## Exercise goal
Report back each line of the records that contains the string "styles".

## Input records
■ ■ ■ ■ ■ ■ ■
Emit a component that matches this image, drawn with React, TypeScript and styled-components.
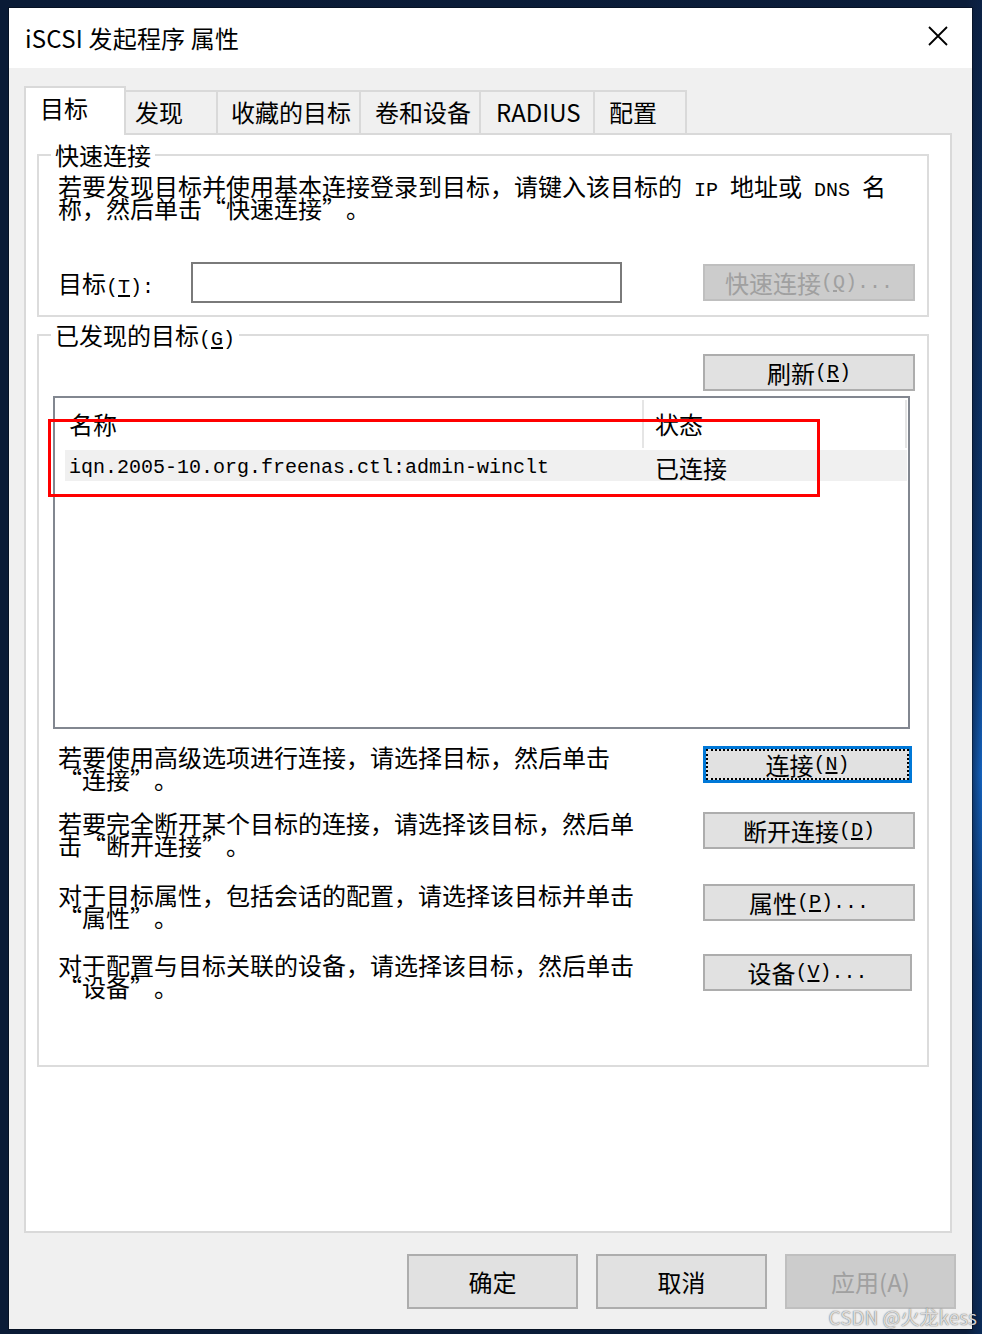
■ ■ ■ ■ ■ ■ ■
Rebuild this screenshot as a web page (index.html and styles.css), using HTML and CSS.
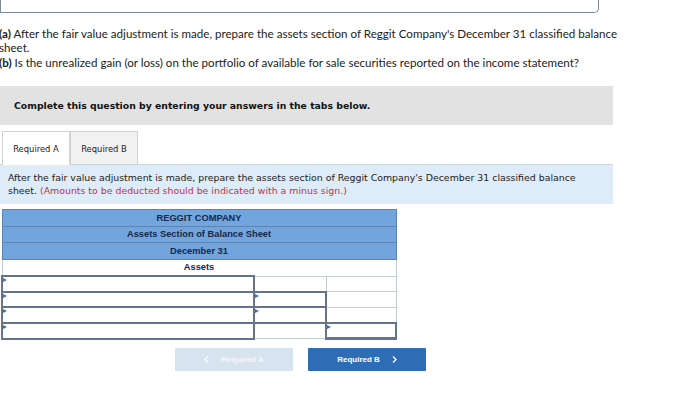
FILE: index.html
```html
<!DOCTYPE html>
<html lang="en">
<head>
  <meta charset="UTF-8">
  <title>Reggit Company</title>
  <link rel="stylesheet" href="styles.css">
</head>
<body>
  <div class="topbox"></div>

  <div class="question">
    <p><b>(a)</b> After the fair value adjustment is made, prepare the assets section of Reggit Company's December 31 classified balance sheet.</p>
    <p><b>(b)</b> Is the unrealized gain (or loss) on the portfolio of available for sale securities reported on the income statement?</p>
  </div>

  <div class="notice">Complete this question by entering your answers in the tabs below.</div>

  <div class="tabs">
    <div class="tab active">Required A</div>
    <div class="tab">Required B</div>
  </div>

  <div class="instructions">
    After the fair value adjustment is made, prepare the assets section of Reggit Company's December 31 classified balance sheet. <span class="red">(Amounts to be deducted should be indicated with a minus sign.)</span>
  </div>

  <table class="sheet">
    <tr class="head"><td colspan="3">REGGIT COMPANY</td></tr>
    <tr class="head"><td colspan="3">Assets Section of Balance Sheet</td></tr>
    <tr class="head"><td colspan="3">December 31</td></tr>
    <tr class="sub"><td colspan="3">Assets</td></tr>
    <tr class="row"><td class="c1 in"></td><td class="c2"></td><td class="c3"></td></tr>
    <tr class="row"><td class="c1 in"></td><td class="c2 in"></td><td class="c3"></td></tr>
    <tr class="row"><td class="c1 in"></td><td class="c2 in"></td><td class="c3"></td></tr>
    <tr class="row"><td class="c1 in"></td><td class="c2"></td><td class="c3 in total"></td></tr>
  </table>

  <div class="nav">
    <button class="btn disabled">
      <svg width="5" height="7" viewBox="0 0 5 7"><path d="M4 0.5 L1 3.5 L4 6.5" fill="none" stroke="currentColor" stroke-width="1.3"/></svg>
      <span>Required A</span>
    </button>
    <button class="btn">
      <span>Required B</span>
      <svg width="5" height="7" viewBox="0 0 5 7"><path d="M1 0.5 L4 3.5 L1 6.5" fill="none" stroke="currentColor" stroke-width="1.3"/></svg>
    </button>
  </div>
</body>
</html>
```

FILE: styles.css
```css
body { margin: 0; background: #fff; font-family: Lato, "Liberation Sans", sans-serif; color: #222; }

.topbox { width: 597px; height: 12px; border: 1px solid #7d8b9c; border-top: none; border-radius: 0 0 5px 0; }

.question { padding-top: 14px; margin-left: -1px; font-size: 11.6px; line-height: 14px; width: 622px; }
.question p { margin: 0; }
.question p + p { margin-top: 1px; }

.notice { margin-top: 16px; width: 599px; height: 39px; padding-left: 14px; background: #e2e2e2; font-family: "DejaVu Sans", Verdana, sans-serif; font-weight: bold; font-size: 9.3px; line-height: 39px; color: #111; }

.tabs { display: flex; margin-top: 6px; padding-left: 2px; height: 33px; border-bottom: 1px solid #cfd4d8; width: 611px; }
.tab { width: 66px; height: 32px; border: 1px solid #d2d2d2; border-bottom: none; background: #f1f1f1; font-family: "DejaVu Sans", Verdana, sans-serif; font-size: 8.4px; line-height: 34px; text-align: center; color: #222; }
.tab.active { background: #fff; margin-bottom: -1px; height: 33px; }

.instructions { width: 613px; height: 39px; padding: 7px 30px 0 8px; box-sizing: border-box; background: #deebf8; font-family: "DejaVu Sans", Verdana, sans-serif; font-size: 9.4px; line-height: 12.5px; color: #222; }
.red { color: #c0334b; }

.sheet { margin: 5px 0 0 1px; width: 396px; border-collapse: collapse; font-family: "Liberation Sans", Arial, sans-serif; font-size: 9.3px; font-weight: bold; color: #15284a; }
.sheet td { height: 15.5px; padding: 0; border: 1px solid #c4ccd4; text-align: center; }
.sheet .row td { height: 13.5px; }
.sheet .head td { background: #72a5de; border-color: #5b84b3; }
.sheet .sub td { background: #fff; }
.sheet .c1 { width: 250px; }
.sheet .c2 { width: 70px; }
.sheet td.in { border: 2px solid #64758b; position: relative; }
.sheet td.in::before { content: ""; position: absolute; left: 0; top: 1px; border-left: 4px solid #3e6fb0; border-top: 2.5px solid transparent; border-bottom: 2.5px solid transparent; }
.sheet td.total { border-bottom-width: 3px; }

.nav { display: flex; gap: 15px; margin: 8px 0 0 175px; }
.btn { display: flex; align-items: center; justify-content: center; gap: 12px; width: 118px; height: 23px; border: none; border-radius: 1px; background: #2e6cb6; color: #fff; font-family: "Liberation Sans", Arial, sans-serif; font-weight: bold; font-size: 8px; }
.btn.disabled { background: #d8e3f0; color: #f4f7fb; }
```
■ ■ ■ ■ ■ ■ ■
## Answer to this problem
Rebuild this screenshot as a web page (index.html and styles.css), using HTML and CSS.
  <link rel="stylesheet" href="styles.css">
FILE: styles.css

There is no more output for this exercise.